Entry updates or errors in 2017 & 2018?
JacobWren opened this issue · 3 comments
Hello Dr. Kaplan,
Similar to issue #2 that I raised, there are additionally identical entries except with differing incident dates and incident date hours. Again, this only occurs only in the years 2017 and 2018. But it is not obvious which row to keep and which to drop. If it is an update then perhaps it makes sense to keep the row that comes later, as the prior row was likely left in by mistake. On the other hand the longer the time between incident dates (e.g., 2 months), the more likely it is an error, in which case these are separate incidents. Which case do you think is more likely?
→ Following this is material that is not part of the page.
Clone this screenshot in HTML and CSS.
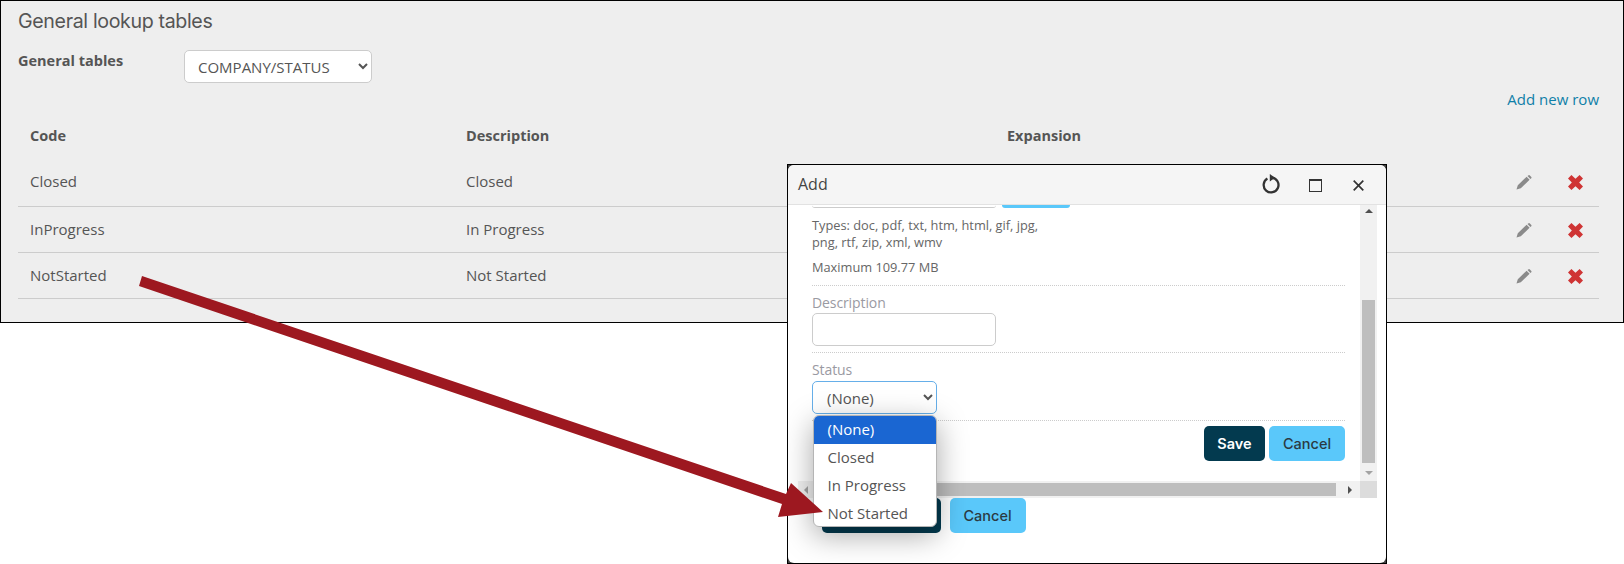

By the way, I had this same issue in which there were identical entries except with differing years (not incident dates). I took this to be an error, not separate incidents, so I kept the earliest entry only which was equivalent to keeping the entry whose incident date year matched the year variable.
The update shouldn't change the incident date or the incident hour so it seems like it's an error. Maybe the agency copied an old report and only changed the data and time instead of changing other variables. I'd recommend deleting these rows.
@jacobkap Take the case where the rows are identical save the "incident date" variable (when this happens I always have two such rows). Further, suppose that the incident dates differ by three weeks. You would recommend deleting one row? But don't you think it is the likeliest case that these are indeed two distinct cases? In that case, I can simply tweak the "unique incident id" variable of one of them, keeping both rows. For reference the average difference between the incident date for the rows pairs that are identical save the "incident date" variable is just over 30 days.